Перегрузка возникла не только из-за удешевления печати. Благодаря исследованиям, включавшим физические и химические эксперименты, изучению и описанию новых видов растений, животных и горных пород, историческим изысканиям в официальных архивах, которые постепенно открывали свои двери для публики, накапливалось все больше знаний. Среди многочисленных открытий этого периода были новые звезды и новые элементы, открытые в результате появления более мощных телескопов и микроскопов. Участники научных экспедиций, многие из которых финансировались государством в стратегических и экономических целях, привозили тысячи образцов минералов, растений и животных и неизмеримо обогатили познания европейцев о других частях света – Африке, Океании и Арктике, их природных ресурсах, населении и языках[455].

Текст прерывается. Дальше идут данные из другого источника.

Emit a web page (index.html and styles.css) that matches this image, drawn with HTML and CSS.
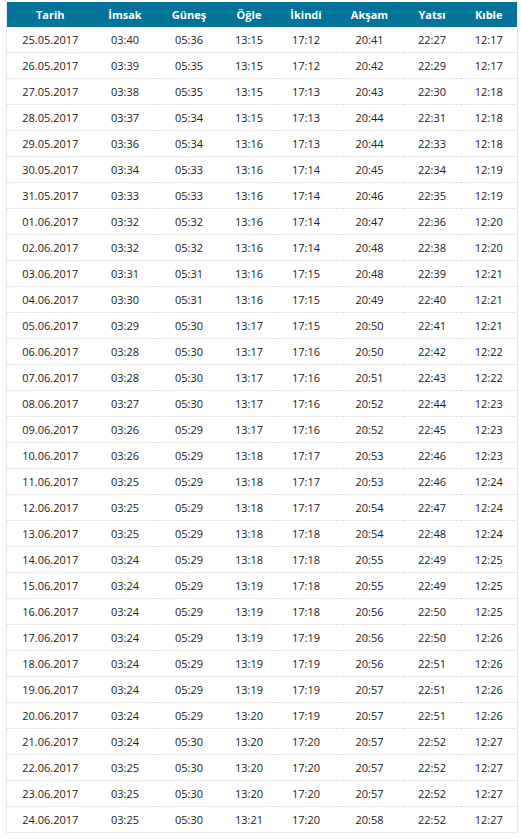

Не только академическое знание расширялось подобным образом. В XIX веке происходила «революция в правительствах», возникло «информационное государство», в котором принятию важных решений предшествовал систематический сбор данных, зачастую в форме опросов[456]. Существенная доля собранной информации переводилась в статистическую форму и публиковалась. В это время мир захлестнула «лавина печатных цифр», бóльшую часть которых производил чиновничий аппарат[457].
Расширение империй – Британской в Индии, Французской в Северной Африке, Бельгийской в Конго и т. д. – ставило правительства и чиновников перед необходимостью получать представление о географии, ресурсах и об особенностях народов, находящихся под их управлением. Составлялись карты территорий, писались отчеты о склонности тех или иных народов подчиняться имперскому режиму или выступать против него[458]. Внутри государств все больший объем информации сосредоточивался в руках полиции. В 1879 году CID (Criminal Investigation Department) – британский Департамент криминальных расследований – рассмотрел более 40 000 официальных писем и специальных докладов[459]. Бизнес тоже постепенно осваивал правительственную модель. Процесс возглавляли американские железные дороги, которым требовалось все больше информации, в первую очередь чтобы предотвращать аварии, а затем, как и другим компаниям, – для управления расширявшейся деятельностью[460].
Всю эту информацию нужно было упорядочить. В XVII веке, как мы видели, одним из ответов на первый информационный кризис было создание новых методов ведения и каталогизации заметок. В XVIII веке широкое распространение получили справочные издания по самым разным предметам: это были книги, предназначенные для поиска информации по отдельным вопросам или беглого просмотра, а не для чтения. Их было так много, что в 1758 году появился словарь подобных словарей[461].
В 1819 году шотландский полимат Фрэнсис Джеффри, редактор знаменитого журнала The Edinburgh Review, высказывал опасения, что «если мы продолжим писать и рифмовать такими же темпами еще двести лет, то придется изобрести какой-нибудь способ скорочтения, или люди отчаются и просто перестанут читать»[462].
В конце XIX века немецкий полимат Герман фон Гельмгольц упоминал о «приспособлениях» – «каталогах, лексиконах, регистрах, предметных указателях, справочниках», которые обеспечивали «моментальный доступ» к знаниям[463]. Возможно, он имел в виду и картотеки, придуманные полиматом Мелвиллом Дьюи, чьи стандартизированные карточки привлекли внимание не только его коллег-библиотекарей, но и ученых, а также предпринимателей («картотека стала сегодня необходимой частью современного бизнеса»)[464]. Возможно, Гельмгольц знал и о каталожных шкафах, впервые изготовленных в 1875 году, – предметах мебели, которые начали занимать все больше и больше места в библиотеках и конторах.